While it is incumbent upon us to secure such advantages as we can from our adversity, we all recognize that we should take every precaution to prevent ourselves or the rest of the world from being involved again in such a tragedy as began in 1914. While the country's national defense should never be neglected, preparation for the maintenance of peace is likewise required by every humane impulse that stirs the hearts of men. Those of you who have seen service would be the first to say that if the country needed you, you would respond again. But you will also be the first to say that you require of your government that it should take every possible precaution that human ingenuity can devise to insure the settlement of its differences with other countries through diplomatic negotiations and mutual concessions according to the dictates of reason, rather than by appeal to force.

It is in accordance with our determination to refrain from aggression and build up a sentiment and practice among nations more favorable to peace, that we ratified a treaty for the limitation of naval armaments made in 1921, earnestly sought for a further extension of this principle in 1927, and have secured the consent of fourteen important nations to the negotiation of a treaty condemning recourse to war, renouncing it is an instrument of national policy, and pledging each other to seek no solution of their disagreements except by pacific means.
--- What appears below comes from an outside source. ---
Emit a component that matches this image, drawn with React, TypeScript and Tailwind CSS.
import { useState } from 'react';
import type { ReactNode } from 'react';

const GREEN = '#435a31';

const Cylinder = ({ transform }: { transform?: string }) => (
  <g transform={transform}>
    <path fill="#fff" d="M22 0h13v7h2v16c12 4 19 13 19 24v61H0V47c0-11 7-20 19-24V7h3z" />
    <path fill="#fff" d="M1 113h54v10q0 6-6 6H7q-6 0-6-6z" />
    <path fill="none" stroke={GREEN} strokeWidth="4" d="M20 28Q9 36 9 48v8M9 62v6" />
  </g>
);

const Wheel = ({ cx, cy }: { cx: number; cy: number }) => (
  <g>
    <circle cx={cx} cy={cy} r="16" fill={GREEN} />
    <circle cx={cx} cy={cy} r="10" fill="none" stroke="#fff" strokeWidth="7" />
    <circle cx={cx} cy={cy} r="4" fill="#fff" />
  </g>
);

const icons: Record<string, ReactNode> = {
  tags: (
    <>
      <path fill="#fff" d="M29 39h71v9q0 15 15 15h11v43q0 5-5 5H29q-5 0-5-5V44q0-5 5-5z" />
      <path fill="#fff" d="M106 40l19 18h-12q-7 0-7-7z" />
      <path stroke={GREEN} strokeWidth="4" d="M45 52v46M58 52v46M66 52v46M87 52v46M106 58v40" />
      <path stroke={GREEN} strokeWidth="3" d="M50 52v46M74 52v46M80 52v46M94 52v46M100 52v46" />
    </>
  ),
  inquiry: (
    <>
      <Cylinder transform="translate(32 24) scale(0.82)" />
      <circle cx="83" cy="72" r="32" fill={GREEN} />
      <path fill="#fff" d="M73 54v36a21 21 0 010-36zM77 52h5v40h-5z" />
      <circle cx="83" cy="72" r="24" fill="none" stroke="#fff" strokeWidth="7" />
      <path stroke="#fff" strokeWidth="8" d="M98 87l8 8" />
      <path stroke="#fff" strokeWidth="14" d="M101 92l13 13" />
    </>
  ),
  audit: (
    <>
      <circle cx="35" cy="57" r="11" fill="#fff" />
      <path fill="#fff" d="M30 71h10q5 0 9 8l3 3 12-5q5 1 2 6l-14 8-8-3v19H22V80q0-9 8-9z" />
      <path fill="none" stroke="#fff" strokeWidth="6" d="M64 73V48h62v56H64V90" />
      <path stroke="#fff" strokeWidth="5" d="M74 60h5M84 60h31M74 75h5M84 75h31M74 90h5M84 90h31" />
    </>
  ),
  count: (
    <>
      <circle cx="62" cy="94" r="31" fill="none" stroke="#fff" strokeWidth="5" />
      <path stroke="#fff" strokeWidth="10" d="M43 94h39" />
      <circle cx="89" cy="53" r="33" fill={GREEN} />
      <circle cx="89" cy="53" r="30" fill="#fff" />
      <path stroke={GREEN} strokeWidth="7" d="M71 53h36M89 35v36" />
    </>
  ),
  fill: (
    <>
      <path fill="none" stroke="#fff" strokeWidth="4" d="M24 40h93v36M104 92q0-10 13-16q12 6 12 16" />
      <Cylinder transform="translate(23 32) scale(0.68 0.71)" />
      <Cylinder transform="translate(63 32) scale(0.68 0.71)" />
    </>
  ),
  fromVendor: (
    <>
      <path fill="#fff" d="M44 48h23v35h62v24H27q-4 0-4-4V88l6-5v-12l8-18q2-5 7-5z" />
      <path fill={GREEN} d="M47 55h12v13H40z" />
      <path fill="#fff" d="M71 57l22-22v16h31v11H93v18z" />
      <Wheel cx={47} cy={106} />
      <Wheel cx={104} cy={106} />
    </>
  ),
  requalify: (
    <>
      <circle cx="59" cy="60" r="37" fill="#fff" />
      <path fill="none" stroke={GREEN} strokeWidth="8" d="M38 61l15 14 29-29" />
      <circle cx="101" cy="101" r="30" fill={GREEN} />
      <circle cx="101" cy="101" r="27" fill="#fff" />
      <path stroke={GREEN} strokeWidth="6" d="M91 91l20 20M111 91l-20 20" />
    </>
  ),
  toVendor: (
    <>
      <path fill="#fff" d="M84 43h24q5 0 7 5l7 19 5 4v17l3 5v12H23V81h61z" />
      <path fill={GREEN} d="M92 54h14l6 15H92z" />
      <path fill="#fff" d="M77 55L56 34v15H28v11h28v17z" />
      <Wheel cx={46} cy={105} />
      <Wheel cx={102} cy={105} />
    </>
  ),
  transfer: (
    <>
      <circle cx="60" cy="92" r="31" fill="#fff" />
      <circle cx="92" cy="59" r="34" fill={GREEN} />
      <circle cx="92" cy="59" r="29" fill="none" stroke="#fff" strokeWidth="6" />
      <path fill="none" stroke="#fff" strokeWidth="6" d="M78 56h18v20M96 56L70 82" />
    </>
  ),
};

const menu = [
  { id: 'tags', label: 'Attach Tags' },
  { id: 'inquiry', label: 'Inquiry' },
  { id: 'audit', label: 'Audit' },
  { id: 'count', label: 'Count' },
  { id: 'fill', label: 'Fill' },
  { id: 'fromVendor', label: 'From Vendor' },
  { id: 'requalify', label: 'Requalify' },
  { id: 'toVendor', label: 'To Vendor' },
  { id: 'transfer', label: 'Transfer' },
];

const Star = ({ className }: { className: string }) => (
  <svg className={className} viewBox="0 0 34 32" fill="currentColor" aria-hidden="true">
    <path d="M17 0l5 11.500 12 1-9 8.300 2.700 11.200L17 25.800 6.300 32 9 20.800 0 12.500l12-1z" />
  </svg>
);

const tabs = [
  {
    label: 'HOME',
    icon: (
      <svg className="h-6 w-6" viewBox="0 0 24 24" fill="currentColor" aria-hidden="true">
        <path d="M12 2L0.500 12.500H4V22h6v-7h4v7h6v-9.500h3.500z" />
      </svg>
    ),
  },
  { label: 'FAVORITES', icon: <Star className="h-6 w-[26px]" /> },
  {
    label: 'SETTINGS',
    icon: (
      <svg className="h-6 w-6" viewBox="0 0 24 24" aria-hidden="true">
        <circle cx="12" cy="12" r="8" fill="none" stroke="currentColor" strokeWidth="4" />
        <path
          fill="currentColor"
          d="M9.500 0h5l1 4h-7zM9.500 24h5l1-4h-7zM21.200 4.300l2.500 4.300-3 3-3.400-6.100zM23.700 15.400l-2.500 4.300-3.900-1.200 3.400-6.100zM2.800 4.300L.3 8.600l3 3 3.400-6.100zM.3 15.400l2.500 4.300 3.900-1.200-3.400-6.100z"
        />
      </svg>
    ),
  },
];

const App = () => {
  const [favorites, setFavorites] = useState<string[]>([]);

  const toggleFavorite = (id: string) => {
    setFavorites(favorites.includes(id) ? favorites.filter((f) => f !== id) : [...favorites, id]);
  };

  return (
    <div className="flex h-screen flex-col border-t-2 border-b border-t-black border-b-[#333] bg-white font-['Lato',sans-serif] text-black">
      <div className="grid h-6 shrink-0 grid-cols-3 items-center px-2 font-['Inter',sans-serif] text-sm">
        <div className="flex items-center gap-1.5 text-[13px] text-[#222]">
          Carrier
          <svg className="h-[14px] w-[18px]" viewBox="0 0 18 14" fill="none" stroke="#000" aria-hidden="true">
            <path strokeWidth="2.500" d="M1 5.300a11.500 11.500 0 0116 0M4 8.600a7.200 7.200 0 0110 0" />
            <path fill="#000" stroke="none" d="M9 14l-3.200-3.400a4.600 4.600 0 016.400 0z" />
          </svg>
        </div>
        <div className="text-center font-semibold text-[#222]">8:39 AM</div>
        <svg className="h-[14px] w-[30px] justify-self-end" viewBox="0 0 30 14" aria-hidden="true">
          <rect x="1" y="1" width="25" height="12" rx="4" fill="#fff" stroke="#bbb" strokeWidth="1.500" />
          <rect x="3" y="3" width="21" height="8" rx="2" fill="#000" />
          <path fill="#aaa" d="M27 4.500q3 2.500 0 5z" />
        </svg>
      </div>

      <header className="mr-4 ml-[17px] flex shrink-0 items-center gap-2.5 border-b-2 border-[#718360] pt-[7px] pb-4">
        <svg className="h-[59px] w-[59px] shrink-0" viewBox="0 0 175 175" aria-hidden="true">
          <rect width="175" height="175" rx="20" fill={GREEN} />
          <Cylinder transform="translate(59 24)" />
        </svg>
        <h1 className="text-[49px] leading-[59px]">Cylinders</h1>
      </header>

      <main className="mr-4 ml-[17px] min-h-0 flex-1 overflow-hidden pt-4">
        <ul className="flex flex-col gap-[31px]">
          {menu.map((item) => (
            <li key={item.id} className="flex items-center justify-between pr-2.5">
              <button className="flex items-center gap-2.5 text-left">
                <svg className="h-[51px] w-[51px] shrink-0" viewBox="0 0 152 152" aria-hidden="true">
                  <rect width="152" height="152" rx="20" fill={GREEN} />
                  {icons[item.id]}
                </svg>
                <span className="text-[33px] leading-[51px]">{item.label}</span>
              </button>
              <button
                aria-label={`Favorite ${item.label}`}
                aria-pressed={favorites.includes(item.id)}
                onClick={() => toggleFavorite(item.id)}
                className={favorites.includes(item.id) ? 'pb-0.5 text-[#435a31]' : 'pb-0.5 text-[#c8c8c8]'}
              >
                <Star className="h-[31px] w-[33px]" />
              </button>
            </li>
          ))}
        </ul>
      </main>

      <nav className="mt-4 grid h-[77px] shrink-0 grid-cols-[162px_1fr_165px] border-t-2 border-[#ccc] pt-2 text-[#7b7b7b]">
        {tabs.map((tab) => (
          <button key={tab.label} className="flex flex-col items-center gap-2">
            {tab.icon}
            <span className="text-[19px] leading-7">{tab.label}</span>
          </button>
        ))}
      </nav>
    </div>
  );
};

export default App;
It is hoped other nations will join in this movement. Had an agreement of this kind been in existence in 1914, there is every reason to suppose that it would have saved the situation and delivered the world from all the misery which was inflicted by the great war.

By taking a leading position in security this agreement, which is fraught with so much hope for the progress of humanity, we have demonstrated that when we have said we maintained our armaments, not for aggression, but purely for defense, we were making a candid statement which we were willing to verify by our actions.

I shall not now go into a discussion of the details or the implications of this agreement other than to point out that, of course, it detracts nothing from the right and obligation of ourselves or the other high contracting parties to maintain an adequate national defense against any attack, but it does pledge ourselves not to attack others in consideration for their agreement not to attack us, and to seek a settlement of our controversies one with another through peaceful means.

While it would be too much to suppose that was has been entirely banished yet a new and important barrier, reasonable and honorable, has been set up to prevent it. This agreement proposes a revolutionary policy among nations. It holds a greater hope for peaceful relations than was ever before given to the world. If those who are involved in it, having started it will finish it, its provisions will prove one of the greatest blessings ever bestowed upon humanity. It is a fitting consummation of the first decade of peace.